I am deeply proud of being the citizen of a country that shows concern about the rights of people around the world to be free from oppression, violence, and terror. I have been proud to see my government pass resolution after resolution against the treatment of religious minorities in Iran.
I have never been to my mother's country, I do not know her language. I am deprived of everything having to do with my heritage on that side of my family because of the violent intolerance of my family's religious beliefs. My mother's family has literally been torn to shreds due to the fanatical perversion of the worship of God which happens there, and the situation over there continues to escalate. Members of the Baha'i Faith have been systematically persecuted since the beginning of this faith in 1844. I do not have to explain to you that South Carolinians care about their people. We care about our heritage. Sir, half of my heritage has been stolen from me.
I am certain that you have been acquainted with the situation in Iran, but allow me to add a detail or two of the millions out there. My great-grandmother's grave and the graves of many other Baha'is were bull-dozed and covered with a parking lot a few years ago. I have a close friend who had recently returned from Bolivia where he visited with his sister whom he had not seen in 38 years and finally heard the whole story of how her husband was taken in the night from her home and how how she and her 9-year-old son visited with him for 30 minutes every other week until he was, without warning, brutally killed. The guards once hit the boy in the head just for sport when he ran to his father on one of those visits. Another friend had to be given away at her wedding by her uncle since her father's visa was denied in the weeks before her wedding, depriving her of having her father walk her down the aisle. There are Baha'is in prison there for running a non-religious tutoring program teaching children in the ghetto to read. There are Baha'is in prison there for attempting to help Baha'i college students who have been kicked out of the university for being Baha'is to progress in their studies. This treatment is not unlike the treatment meted out in that country to any other religious minority, including Iranian Christians, Jews, and Sufis. I do not have to remind you that prison there does not look like prison here. These things are unacceptable by any standard of human rights known to man.
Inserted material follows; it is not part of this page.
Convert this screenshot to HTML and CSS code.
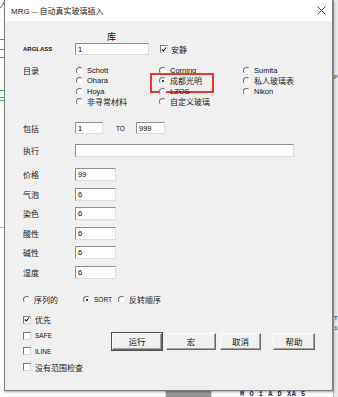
FILE: index.html
```html
<!DOCTYPE html>
<html lang="zh">
<head>
<meta charset="utf-8">
<title>MRG</title>
<link rel="stylesheet" href="styles.css">
</head>
<body>
<div class="desk">
  <svg class="bg-curve" width="6" height="10" viewBox="0 0 6 10"><path d="M0 8 Q3 6 5 0" fill="none" stroke="#3b5bd8" stroke-width="1"/></svg>
  <span class="mark red" style="top:39px"></span>
  <span class="mark red" style="top:49px"></span>
  <span class="mark red" style="top:57px"></span>
  <span class="mark green" style="top:90px"></span>
  <span class="mark green" style="top:97px"></span>
  <span class="mark green" style="top:100px"></span>
  <span class="mark blue" style="top:227px"></span>
  <div class="rstrip">
    <span class="frag brown" style="top:75px">P</span>
    <span class="frag navy" style="top:316px">T</span>
    <span class="frag navy" style="top:326px">1</span>
  </div>
  <div class="bstrip">
    <span class="gbox"></span>
    <span class="btext">M O 1 A D XA 5</span>
  </div>

  <div class="win">
    <div class="titlebar">
      <span class="title"><span class="lat-t">MRG --</span> 自动真实玻璃插入</span>
      <svg class="close" width="9" height="9" viewBox="0 0 9 9"><path d="M0.5 0.5L8.5 8.5M8.5 0.5L0.5 8.5" stroke="#444" stroke-width="1"/></svg>
    </div>
    <div class="body">
      <div class="row r-lib"><span class="lib">库</span></div>

      <div class="row r-arg">
        <span class="lbl lat-b">ARGLASS</span>
        <span class="input w-arg">1</span>
        <span class="chk on"><svg width="7" height="7" viewBox="0 0 7 7"><path d="M1 3.3L2.8 5.2L6 1.2" fill="none" stroke="#000" stroke-width="1.2"/></svg></span>
        <span class="zh chk-t">安静</span>
      </div>

      <div class="catalog">
        <span class="lbl zh cat-l">目录</span>
        <div class="radios">
          <div class="radio"><span class="rb"></span><span class="lat">Schott</span></div>
          <div class="radio"><span class="rb"></span><span class="lat">Corning</span></div>
          <div class="radio"><span class="rb"></span><span class="lat">Sumita</span></div>
          <div class="radio"><span class="rb"></span><span class="lat">Ohara</span></div>
          <div class="radio marked"><span class="rb on"></span><span class="zh">成都光明</span></div>
          <div class="radio"><span class="rb"></span><span class="zh">私人玻璃表</span></div>
          <div class="radio"><span class="rb"></span><span class="lat">Hoya</span></div>
          <div class="radio"><span class="rb"></span><span class="lat">LZOS</span></div>
          <div class="radio"><span class="rb"></span><span class="lat">Nikon</span></div>
          <div class="radio"><span class="rb"></span><span class="zh">非寻常材料</span></div>
          <div class="radio"><span class="rb"></span><span class="zh">自定义玻璃</span></div>
        </div>
      </div>

      <div class="row r-inc">
        <span class="lbl zh">包括</span>
        <span class="input w-from">1</span>
        <span class="to">TO</span>
        <span class="input w-to">999</span>
      </div>

      <div class="row r-exec">
        <span class="lbl zh">执行</span>
        <span class="input w-exec"></span>
      </div>

      <div class="props">
        <div class="prow"><span class="lbl zh">价格</span><span class="input w-prop">99</span></div>
        <div class="prow"><span class="lbl zh">气泡</span><span class="input w-prop">6</span></div>
        <div class="prow"><span class="lbl zh">染色</span><span class="input w-prop">6</span></div>
        <div class="prow"><span class="lbl zh">酸性</span><span class="input w-prop">6</span></div>
        <div class="prow"><span class="lbl zh">碱性</span><span class="input w-prop">6</span></div>
        <div class="prow"><span class="lbl zh">湿度</span><span class="input w-prop">6</span></div>
      </div>

      <div class="row r-order">
        <div class="radio o1"><span class="rb"></span><span class="zh">序列的</span></div>
        <div class="radio o2"><span class="rb on"></span><span class="lat-s">SORT</span></div>
        <div class="radio"><span class="rb"></span><span class="zh">反转顺序</span></div>
      </div>

      <div class="bottom">
        <div class="checks">
          <div class="crow"><span class="chk on"><svg width="7" height="7" viewBox="0 0 7 7"><path d="M1 3.3L2.8 5.2L6 1.2" fill="none" stroke="#000" stroke-width="1.2"/></svg></span><span class="zh">优先</span></div>
          <div class="crow"><span class="chk"></span><span class="lat-s">SAFE</span></div>
          <div class="crow"><span class="chk"></span><span class="lat-s">ILINE</span></div>
          <div class="crow"><span class="chk"></span><span class="zh">没有范围检查</span></div>
        </div>
        <div class="buttons">
          <span class="btn default w50">运行</span>
          <span class="btn w50">宏</span>
          <span class="btn w41">取消</span>
          <span class="btn w42 help">帮助</span>
        </div>
      </div>
    </div>
  </div>
</div>
</body>
</html>
```

FILE: styles.css
```css
* { box-sizing: border-box; margin: 0; padding: 0; }

html, body {
  width: 338px;
  height: 397px;
  overflow: hidden;
}

body {
  background: #fcfcfc;
  font-family: "Liberation Sans", "Noto Sans CJK SC", sans-serif;
  color: #111;
}

.desk {
  position: relative;
  width: 338px;
  height: 397px;
  overflow: hidden;
  background: #fcfcfc;
}

/* background scraps behind the dialog */
.bg-curve { position: absolute; left: 0; top: 0; }
.mark { position: absolute; left: 0; width: 4px; height: 1px; }
.mark.red { background: #e0585a; }
.mark.green { background: #3cc04a; }
.mark.blue { background: #a9b7d6; }

.rstrip {
  position: absolute;
  left: 333px;
  top: 0;
  width: 5px;
  height: 397px;
  background: #e9e9e9;
  border-left: 1px solid #b4b4b4;
}
.frag {
  position: absolute;
  left: 0;
  font-family: "Liberation Mono", monospace;
  font-size: 6px;
  line-height: 1;
  font-weight: bold;
}
.frag.brown { color: #8a5a3a; }
.frag.navy { color: #3a4f8a; }

.bstrip {
  position: absolute;
  left: 0;
  top: 390px;
  width: 333px;
  height: 7px;
  background: #fbfbfb;
}
.gbox {
  position: absolute;
  left: 165px;
  top: 0;
  width: 47px;
  height: 7px;
  background: #959595;
  border: 1px solid #cfcfcf;
  border-bottom: none;
}
.btext {
  position: absolute;
  left: 240px;
  top: 1px;
  font-family: "Liberation Mono", monospace;
  font-size: 7px;
  line-height: 1;
  font-weight: bold;
  color: #1e2a55;
  letter-spacing: 0.5px;
  white-space: pre;
}

/* dialog window */
.win {
  position: absolute;
  left: 4px;
  top: 0;
  width: 329px;
  height: 391px;
  background: #f0f0f0;
  border: 1px solid #7c7c7c;
  border-top: none;
  box-shadow: 1px 1px 2px rgba(0, 0, 0, 0.35);
  display: flex;
  flex-direction: column;
}

.titlebar {
  flex: none;
  height: 21px;
  background: #fff;
  display: flex;
  align-items: center;
  justify-content: space-between;
  padding: 0 6px;
}
.title {
  font-size: 8px;
  color: #222;
  white-space: nowrap;
}
.lat-t { font-size: 8px; }
.close { display: block; }

.body {
  flex: 1;
  padding-left: 18px;
  display: flex;
  flex-direction: column;
  font-size: 8px;
}

.row {
  display: flex;
  align-items: center;
  flex: none;
}

.lbl {
  width: 52px;
  flex: none;
  white-space: nowrap;
}

.zh { font-size: 8px; white-space: nowrap; color: #222; }
.lat { font-size: 7.5px; white-space: nowrap; }
.lat-s { font-size: 6.5px; white-space: nowrap; }
.lat-b { font-size: 6px; font-weight: bold; }

.r-lib { margin-top: 9px; height: 12px; }
.lib { margin-left: 84px; font-size: 9px; }

.r-arg { margin-top: 1px; height: 12px; }

.input {
  display: flex;
  align-items: center;
  height: 12px;
  padding-left: 2px;
  background: #fff;
  border: 1px solid;
  border-color: #8f8f8f #dedede #dedede #8f8f8f;
  font-size: 7.5px;
  color: #000;
  flex: none;
}
.w-arg { width: 74px; }
.w-from { width: 28px; }
.w-to { width: 29px; }
.w-exec { width: 219px; height: 13px; }
.w-prop { width: 41px; height: 13px; }

.chk {
  width: 8px;
  height: 8px;
  flex: none;
  background: #fff;
  border: 1px solid;
  border-color: #7a7a7a #d5d5d5 #d5d5d5 #7a7a7a;
  display: flex;
  align-items: center;
  justify-content: center;
}
.chk svg { display: block; }
.r-arg .chk { margin-left: 11px; }
.chk-t { margin-left: 3px; }

/* catalog radios */
.catalog {
  margin-top: 10px;
  display: flex;
  flex: none;
}
.cat-l { height: 10.5px; display: flex; align-items: center; }
.radios {
  margin-left: 1px;
  display: grid;
  grid-template-columns: 83px 84px 1fr;
  grid-auto-rows: 10.5px;
}
.radio {
  display: flex;
  align-items: center;
  gap: 4px;
  position: relative;
}
.rb {
  width: 7px;
  height: 7px;
  flex: none;
  border-radius: 50%;
  border: 1px solid;
  border-color: #6f6f6f #f8f8f8 #f8f8f8 #6f6f6f;
  background: #fff;
  position: relative;
}
.rb.on::after {
  content: "";
  position: absolute;
  left: 1.5px;
  top: 1.5px;
  width: 2px;
  height: 2px;
  border-radius: 50%;
  background: #000;
}
.marked::after {
  content: "";
  position: absolute;
  left: -9px;
  top: -2.5px;
  width: 60px;
  height: 16px;
  border: 2px solid #e8382c;
}

.r-inc { margin-top: 15px; height: 12px; }
.to {
  margin-left: 13px;
  width: 20px;
  font-size: 6.5px;
}

.r-exec { margin-top: 10px; height: 13px; }

.props {
  margin-top: 11px;
  display: grid;
  grid-auto-rows: 13px;
  row-gap: 6.6px;
}
.prow { display: flex; align-items: center; }

.r-order { margin-top: 16px; height: 10px; }
.o1 { width: 60px; }
.o2 { width: 35px; }

.bottom {
  margin-top: 7px;
  display: flex;
  align-items: flex-start;
}
.checks {
  width: 89px;
  flex: none;
  display: grid;
  grid-auto-rows: 15.8px;
}
.crow {
  display: flex;
  align-items: center;
  gap: 4px;
}

.buttons {
  margin-top: 21px;
  display: flex;
  gap: 4px;
}
.btn {
  height: 17px;
  display: flex;
  align-items: center;
  justify-content: center;
  font-size: 8.5px;
  background: #f0f0f0;
  border: 1px solid;
  border-color: #fdfdfd #696969 #696969 #fdfdfd;
  box-shadow: inset -1px -1px 0 #a0a0a0;
  flex: none;
}
.btn.default {
  outline: 1px solid #505050;
  outline-offset: 0;
}
.w50 { width: 50px; }
.w41 { width: 41px; }
.w42 { width: 42px; }
.help { margin-left: 8px; }
```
The Baha'i International Community recently wrote an open letter to the Head of the Judiciary of the Islamic Republic of Iran. The final paragraph of that letter asks: "With our hearts filled with love for Iran and our earnest hopes for the exaltation and glory of that land, we urge you, in your capacity as the Head of the Judiciary, to release the former members of the Yaran from prison and, along with them, all the Bahá’ís who are incarcerated across the country. These include Miss Haleh Rouhi, Miss Raha Sabet, and Mr. Sasan Taqva, the three young Bahá’ís who have now entered the fourth year of imprisonment in Shiraz for the crime of helping impoverished children to learn how to read and write. We likewise request that the Bahá’ís in that country be granted their full rights of citizenship, in order that they may be able to fulfill their heartfelt aspiration to contribute, alongside their fellow citizens, to the advancement of their nation. This, indeed, is no more than what you rightfully ask for Muslim minorities who reside in other lands. Bahá’ís merely seek the same treatment from you."
I am the daughter of a chiropractor who wishes that he spent more time hunting and a counselor who works with substance addicts and AIDS victims in the Upstate. I graduated from West-Oak High School in Westminster, SC, the University of South Carolina, and am now attending graduate school also at USC studying to become a marriage and family counselor. I have worked with foster children. My granddaddy, a chiropractor from Easley, South Carolina, used to remind me to remember where I come from. I never every forget, and to say that I am sad that I know almost nothing about the Iranian side of the family is an understatement of massive proportions.
Please co-sponsor of this resolution. Sir, I cannot watch my home state, the only place I have ever known to be home, not stand up and speak about the rights of my people across the ocean. I cannot read about what is happening to my people in Iran, knowing what horrible pain every member of my mother's family here continues to suffer, and know that my own government has not done everything that it can to speak out about the suffering and injustice happening in Iran.
I have always been proud to be from South Carolina. I don't ask for much, but I am determined to do everything I can to serve the people of my home state. I may not always agree with every decision that is ever made here, but I can proudly say that I am a citizen of a state that stands up and speaks its mind. I love that about us. We are not afraid to speak our truth.
Please, sir. I'm begging you. Those are my people in Iran being torn to shreds. Let this be something about which we speak.